** Task brief **
Search the listing below for the string "index" and show each line that contains it.

=======

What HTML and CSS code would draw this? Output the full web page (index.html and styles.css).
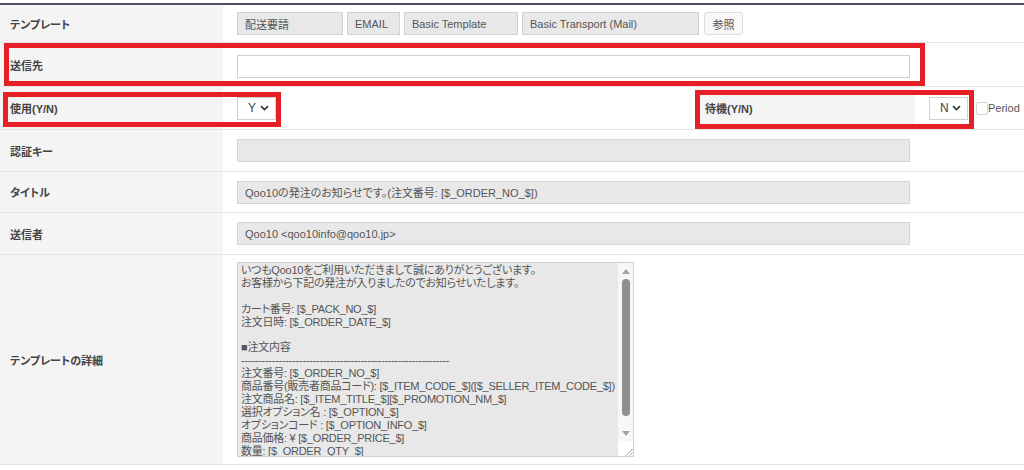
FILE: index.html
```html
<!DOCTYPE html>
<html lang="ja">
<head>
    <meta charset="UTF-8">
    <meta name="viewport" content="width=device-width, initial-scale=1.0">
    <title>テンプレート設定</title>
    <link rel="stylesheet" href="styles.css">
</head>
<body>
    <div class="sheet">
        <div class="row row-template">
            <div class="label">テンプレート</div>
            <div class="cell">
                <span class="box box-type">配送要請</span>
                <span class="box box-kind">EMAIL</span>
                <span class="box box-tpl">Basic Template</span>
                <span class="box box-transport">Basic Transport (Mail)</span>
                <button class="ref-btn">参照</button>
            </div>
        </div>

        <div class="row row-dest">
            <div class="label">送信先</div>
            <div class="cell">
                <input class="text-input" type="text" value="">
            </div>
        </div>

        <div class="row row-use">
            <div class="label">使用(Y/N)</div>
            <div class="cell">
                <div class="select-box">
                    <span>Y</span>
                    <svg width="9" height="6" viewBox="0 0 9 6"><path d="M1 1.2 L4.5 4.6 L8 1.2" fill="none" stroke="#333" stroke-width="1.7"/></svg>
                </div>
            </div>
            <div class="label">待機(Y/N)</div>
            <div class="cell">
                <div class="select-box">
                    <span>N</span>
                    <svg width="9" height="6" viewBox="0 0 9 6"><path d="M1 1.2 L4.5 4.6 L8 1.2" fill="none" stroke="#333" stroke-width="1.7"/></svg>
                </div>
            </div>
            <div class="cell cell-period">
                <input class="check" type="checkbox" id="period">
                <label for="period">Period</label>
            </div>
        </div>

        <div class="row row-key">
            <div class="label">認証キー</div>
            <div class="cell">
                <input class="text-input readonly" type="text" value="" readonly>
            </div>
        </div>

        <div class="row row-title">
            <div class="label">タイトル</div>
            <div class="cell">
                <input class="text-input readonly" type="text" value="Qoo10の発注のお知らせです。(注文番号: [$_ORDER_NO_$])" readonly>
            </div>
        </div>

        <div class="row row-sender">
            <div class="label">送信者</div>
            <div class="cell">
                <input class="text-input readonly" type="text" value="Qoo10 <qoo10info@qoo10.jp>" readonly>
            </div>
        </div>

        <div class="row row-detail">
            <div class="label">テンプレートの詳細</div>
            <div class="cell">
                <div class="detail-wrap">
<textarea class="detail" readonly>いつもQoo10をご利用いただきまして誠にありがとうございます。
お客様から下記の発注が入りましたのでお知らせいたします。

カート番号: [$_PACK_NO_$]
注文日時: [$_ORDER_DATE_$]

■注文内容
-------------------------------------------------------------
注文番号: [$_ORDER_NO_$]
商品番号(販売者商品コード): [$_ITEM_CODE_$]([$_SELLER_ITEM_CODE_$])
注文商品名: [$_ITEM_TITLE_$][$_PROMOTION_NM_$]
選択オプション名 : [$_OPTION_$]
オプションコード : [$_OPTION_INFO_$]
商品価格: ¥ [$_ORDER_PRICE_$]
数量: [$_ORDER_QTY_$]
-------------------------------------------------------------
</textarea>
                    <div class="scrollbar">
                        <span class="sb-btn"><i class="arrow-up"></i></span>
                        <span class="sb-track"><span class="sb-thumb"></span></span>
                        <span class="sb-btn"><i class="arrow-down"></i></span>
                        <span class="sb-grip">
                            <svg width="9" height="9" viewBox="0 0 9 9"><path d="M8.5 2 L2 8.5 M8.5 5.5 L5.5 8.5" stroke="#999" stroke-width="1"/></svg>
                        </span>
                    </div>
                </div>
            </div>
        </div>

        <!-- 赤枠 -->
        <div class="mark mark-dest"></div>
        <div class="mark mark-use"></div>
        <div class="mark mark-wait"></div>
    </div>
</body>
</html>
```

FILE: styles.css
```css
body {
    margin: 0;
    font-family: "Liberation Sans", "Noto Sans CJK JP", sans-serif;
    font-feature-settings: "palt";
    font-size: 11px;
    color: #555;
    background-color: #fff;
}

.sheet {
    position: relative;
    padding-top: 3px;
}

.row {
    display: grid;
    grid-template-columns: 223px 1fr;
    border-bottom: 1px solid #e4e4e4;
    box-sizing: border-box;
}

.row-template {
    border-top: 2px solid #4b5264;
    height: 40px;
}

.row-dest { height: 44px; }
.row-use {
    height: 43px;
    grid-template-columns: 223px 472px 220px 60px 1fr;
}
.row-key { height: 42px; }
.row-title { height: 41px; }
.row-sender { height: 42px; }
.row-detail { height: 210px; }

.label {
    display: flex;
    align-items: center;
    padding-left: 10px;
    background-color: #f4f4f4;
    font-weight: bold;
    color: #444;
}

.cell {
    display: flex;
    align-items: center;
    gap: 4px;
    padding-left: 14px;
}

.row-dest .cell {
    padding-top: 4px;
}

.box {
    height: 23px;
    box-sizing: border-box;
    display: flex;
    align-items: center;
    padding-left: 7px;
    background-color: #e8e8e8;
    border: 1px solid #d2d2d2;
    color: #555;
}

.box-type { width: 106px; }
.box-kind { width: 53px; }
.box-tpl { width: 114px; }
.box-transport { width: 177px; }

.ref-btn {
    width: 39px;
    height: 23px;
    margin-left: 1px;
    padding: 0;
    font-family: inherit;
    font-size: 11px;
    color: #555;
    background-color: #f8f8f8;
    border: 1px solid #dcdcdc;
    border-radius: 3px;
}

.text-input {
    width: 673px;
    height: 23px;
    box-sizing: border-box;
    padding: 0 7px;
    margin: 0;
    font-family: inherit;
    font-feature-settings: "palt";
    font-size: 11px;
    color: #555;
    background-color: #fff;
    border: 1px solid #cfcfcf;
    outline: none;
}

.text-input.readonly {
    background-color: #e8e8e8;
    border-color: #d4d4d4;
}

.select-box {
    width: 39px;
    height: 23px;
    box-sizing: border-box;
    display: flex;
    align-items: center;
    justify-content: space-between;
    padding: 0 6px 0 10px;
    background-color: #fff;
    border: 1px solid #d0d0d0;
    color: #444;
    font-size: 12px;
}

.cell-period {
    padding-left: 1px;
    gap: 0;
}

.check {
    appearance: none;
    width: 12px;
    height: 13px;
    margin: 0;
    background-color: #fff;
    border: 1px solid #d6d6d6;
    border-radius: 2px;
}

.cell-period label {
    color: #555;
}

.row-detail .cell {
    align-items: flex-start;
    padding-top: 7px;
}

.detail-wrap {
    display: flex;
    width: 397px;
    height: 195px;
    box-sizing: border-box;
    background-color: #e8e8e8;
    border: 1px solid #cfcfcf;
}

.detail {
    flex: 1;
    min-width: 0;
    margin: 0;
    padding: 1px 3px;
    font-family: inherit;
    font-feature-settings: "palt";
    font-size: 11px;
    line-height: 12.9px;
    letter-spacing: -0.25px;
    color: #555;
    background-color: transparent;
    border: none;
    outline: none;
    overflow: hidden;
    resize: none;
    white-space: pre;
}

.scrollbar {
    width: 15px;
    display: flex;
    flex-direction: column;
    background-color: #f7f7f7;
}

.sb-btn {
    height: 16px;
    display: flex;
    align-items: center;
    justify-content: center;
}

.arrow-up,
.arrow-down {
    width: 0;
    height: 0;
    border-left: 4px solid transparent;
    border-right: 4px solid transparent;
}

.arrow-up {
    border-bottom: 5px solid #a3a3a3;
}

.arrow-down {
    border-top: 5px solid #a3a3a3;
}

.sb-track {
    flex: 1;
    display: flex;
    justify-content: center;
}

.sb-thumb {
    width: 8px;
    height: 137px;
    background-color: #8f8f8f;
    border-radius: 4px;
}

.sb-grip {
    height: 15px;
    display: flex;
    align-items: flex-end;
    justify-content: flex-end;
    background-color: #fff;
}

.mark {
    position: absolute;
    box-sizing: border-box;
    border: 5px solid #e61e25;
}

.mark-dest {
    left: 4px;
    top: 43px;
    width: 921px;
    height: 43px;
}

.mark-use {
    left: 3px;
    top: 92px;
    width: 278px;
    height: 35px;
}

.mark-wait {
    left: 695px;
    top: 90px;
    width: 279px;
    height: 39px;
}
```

=======

** Task response **
What HTML and CSS code would draw this? Output the full web page (index.html and styles.css).
FILE: index.html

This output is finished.